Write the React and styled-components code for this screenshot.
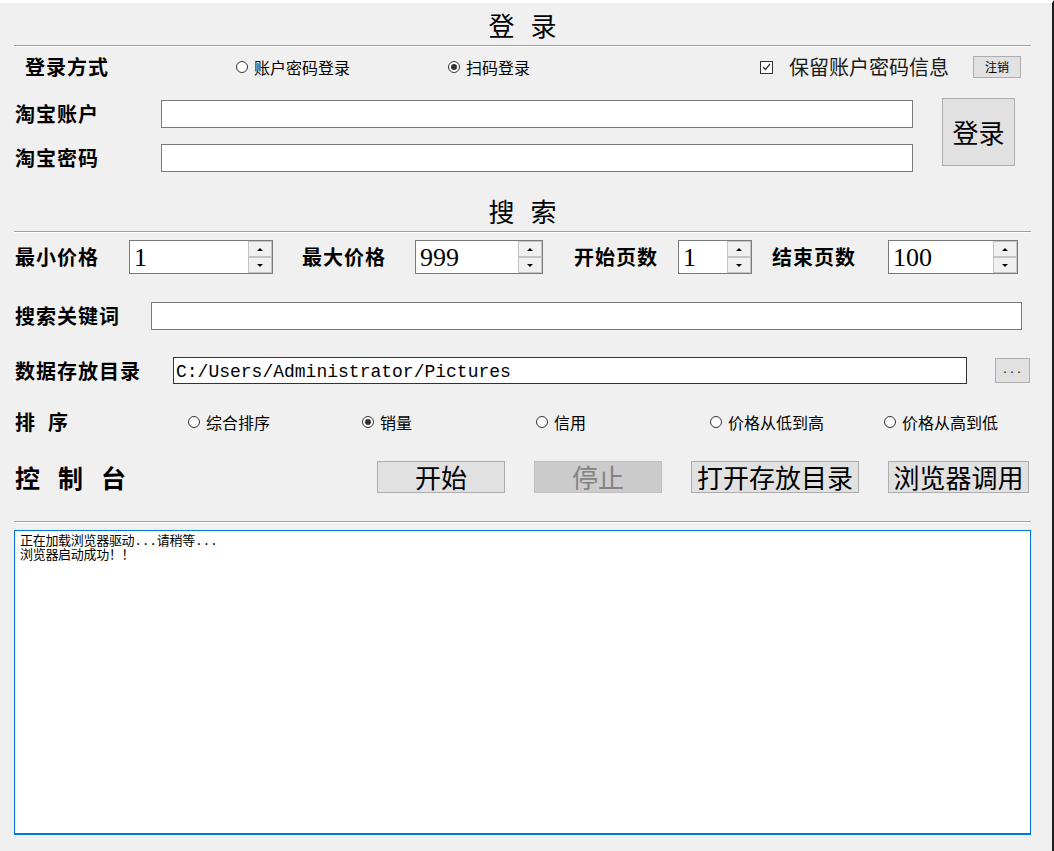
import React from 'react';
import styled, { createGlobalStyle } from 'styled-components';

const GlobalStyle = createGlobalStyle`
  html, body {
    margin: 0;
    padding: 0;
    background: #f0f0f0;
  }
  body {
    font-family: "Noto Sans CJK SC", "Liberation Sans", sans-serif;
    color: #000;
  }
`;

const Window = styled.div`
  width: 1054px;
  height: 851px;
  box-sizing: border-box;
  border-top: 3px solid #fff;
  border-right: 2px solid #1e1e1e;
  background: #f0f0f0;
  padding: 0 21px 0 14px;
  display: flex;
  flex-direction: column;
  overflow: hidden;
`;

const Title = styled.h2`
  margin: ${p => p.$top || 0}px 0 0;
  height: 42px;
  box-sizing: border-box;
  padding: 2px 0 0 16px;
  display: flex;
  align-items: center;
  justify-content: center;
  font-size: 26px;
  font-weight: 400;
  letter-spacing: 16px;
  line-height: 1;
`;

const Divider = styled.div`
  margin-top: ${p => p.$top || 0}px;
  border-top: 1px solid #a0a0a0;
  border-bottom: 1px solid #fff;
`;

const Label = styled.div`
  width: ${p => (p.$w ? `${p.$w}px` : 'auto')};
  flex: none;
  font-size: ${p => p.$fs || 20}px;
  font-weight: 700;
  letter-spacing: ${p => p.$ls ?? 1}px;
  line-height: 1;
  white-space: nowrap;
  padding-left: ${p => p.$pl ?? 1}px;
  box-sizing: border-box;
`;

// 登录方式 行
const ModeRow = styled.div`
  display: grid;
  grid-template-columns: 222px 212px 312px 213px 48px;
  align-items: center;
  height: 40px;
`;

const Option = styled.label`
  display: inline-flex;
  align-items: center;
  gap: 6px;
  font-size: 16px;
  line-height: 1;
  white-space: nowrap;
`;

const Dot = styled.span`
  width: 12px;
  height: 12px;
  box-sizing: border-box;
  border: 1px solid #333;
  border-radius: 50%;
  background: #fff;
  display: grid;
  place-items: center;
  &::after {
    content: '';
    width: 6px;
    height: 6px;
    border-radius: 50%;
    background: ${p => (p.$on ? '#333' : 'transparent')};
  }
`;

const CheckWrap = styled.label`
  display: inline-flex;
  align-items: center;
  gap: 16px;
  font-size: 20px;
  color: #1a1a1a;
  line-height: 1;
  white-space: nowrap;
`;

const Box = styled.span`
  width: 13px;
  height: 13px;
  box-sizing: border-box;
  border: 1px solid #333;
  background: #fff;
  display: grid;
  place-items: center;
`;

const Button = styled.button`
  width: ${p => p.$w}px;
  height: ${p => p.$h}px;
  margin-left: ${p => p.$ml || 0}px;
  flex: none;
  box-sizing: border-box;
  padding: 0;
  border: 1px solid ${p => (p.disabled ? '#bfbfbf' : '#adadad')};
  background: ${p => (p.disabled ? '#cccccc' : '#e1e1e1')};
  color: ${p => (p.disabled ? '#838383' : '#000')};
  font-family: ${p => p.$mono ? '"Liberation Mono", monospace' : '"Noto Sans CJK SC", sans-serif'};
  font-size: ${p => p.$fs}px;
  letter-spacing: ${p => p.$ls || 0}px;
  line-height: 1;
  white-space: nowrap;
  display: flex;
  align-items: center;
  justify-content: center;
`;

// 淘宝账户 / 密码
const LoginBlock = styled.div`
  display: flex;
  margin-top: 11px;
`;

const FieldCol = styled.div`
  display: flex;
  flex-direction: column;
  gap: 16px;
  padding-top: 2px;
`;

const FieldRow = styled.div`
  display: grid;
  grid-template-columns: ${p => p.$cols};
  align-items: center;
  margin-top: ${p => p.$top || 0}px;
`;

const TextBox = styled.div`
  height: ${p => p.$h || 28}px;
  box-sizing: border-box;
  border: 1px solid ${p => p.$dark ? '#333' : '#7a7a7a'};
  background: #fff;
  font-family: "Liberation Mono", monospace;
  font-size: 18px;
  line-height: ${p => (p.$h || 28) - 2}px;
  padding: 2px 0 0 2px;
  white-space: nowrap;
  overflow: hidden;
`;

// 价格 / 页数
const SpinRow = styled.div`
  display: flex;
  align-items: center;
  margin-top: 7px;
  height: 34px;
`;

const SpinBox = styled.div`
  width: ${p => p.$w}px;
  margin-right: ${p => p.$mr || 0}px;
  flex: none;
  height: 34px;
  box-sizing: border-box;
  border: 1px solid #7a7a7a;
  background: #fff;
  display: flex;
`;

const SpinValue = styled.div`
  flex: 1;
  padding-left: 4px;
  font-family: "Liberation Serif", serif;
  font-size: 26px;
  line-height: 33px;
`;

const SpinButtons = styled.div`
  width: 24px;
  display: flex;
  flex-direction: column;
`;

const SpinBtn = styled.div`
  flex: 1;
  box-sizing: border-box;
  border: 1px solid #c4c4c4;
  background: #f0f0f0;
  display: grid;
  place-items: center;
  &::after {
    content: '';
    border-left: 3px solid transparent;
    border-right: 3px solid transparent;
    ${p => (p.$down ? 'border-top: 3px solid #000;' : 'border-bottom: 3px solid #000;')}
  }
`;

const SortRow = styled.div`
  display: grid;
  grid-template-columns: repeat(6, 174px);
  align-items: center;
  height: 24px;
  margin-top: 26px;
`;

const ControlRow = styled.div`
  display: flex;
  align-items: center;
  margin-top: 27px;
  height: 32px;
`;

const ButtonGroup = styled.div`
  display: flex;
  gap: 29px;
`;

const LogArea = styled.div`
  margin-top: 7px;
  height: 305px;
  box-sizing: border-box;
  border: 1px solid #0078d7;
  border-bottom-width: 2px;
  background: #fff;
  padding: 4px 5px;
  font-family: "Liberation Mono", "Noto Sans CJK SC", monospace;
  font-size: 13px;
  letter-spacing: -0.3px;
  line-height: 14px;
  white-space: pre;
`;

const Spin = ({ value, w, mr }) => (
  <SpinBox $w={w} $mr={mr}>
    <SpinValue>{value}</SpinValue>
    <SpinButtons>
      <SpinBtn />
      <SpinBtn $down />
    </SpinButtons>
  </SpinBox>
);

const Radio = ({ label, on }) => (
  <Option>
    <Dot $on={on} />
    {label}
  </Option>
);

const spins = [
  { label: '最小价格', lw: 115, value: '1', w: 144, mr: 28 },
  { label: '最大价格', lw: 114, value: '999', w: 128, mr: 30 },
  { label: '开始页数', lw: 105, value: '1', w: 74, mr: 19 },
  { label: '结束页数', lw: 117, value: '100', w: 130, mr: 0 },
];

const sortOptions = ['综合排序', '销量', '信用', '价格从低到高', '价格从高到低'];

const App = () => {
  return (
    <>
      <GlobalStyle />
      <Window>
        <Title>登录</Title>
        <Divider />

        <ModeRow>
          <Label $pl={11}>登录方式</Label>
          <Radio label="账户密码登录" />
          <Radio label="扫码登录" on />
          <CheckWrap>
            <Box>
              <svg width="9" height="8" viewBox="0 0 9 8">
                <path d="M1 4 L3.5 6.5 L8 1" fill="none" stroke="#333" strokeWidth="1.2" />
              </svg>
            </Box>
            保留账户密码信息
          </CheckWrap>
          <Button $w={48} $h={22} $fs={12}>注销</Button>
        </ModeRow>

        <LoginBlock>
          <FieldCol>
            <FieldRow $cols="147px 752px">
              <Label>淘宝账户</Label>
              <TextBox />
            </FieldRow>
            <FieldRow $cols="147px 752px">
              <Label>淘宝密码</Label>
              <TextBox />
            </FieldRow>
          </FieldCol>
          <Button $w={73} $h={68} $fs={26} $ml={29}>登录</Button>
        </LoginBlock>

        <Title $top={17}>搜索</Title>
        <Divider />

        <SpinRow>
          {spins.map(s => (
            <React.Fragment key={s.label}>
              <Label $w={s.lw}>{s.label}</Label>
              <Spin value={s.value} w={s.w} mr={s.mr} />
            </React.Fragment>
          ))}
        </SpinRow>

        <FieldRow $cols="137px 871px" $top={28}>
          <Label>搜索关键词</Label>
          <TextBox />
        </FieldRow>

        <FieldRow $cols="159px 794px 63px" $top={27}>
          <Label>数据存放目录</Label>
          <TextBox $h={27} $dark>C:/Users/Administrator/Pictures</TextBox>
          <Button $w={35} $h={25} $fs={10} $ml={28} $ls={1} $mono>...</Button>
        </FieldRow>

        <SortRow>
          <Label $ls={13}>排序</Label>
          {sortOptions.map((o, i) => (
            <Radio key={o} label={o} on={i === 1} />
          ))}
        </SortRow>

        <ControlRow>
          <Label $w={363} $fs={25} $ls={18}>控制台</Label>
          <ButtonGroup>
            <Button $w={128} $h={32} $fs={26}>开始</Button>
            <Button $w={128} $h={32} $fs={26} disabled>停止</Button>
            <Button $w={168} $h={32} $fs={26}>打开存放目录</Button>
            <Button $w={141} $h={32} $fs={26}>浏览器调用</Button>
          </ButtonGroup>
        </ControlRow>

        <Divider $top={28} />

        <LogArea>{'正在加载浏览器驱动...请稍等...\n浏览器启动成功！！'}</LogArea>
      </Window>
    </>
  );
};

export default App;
======
- _WRITTEN EXERCISE_: Pick out every line above that contains the word "components" and copy it.

- _OUTPUT OF THE EXERCISE_:
Write the React and styled-components code for this screenshot.
import styled, { createGlobalStyle } from 'styled-components';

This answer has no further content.